Clearly, the connecting thread between the first reading and the gospel is marriage, or perhaps celebrating marriage.
We are at the Second Sunday in Ordinary Time (the first having been last Sunday’s Feat of the Baptism of the Lord), and instead of a reading from Luke, whose gospel will be read on the remaining Sundays in Ordinary Time, today we have a reading from John — as it happens the story of the wedding feast at Cana, which gives us the third “mystery” of the Epiphany, the changing of water into wine for the wedding guests.
We begin with Isaiah 62:1-5 — a passage about the restoration of Jerusalem. After words about a glory that is manifested to the nations — the theme of Epiphany — the prophets turns to images of marriage to describe God’s relationship with his restored people. It is not just that God cares for his people and sustains them, but he delights in them, marries them, rejoices in them as a bridgroom in his bride. This powerful imagery tells us how intense God’s love is for us. Indirectly, it shows us an ideal for marriage and underscores its value.
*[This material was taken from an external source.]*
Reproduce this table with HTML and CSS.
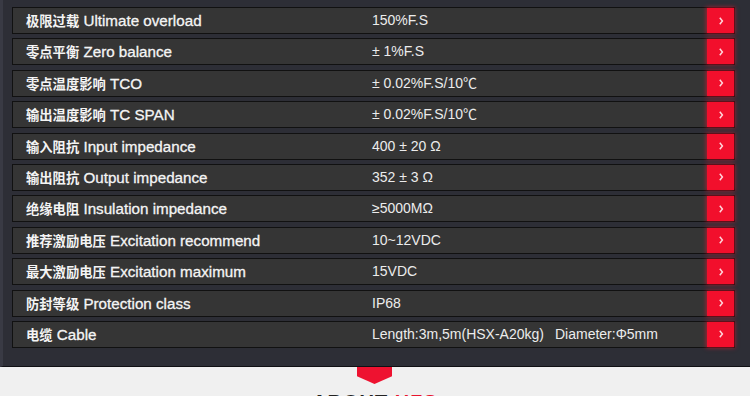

The responsorial psalm — Ps 96:1-3, 7-10 — returns us to singing God’s praises among the nations and calling them all to join his people, implicitly in light of his espousal of his people.
The second reading — 1 Cor 12:4-11 — begins a series from First Corinthians 12 and 15 which continues in the lectionary through the 8th Sunday. But Lent begins after the fifth Sunday, and the 6th through the 8th are superseded by the solemnities which follow Eastertide. At any rate, Paul is writing to the church at Corinth in these chapters about right order in the community. Here he reminds them and us that whatever gifts we have come from the Holy Spirit, as do other people’s gifts, and they are all given for the benefit of all. Therefore, we shouldn’t regard ourselves as special or privileged because of our gifts.
The gospel — John 2:1-11 — is full of elements worth considering. There is the matter of the relationship between Mary and Jesus in this context. Mary acts as intercessor for the couple. Jesus accedes to her request. Then there is the matter of Jesus’ “hour,” when he will fulfill his purpose by going to the triumph of the cross. And, clearly, there is the context of the wedding feast. When I was in school, ou catechism said that “a sacrament is an outward sign instituted by Christ to give grace.” Of course, marriage existed before the time of Jesus. It existed before the covenant at Mount Sinai. Genesis indicates that it has existed throughout the existence of the human race. But our definition tells us that Jesus instituted the sacrament of matrimony, raising the human institution to that level. We were told that it was at Cana that Jesus made marriage a sacrament for his followers. I’d be inclined to suggest that when he speaks of marriage as an act of God joining man and woman together (Matthew 19:6 and parallels), it is at least as clear a teaching that marriage is a action of God. Still. this passage does show Jesus’ esteem for marriage, not only in that he attended the wedding, but that he insured that the celebration would go well.
But John refers to what Jesus did as a “sign.” It has a meaning beyond the actual event. This meaning was sufficiently evident to the disciples that they “began to believe in him.” An important part of that obvious significance was probably the matter of “Messianic abundance:” the expectation that in the Messianic age, there would be more than enough of everything. So, as with the later feeding of the crowds, the change from insufficiency to abundance is an sign that the Messianic age has begun with the coming of Jesus. Beyond that, there is a sign that would only later become clear. Jesus transforms water into wine, just as, at the Last Supper, he would transform wine into his blood. The Eucharist, the Mass, is the wedding feast of the Lamb of God, Jesus, with his bride, the Church, and we are all participants in the celebration, made joyful with the wine transformed into his saving blood.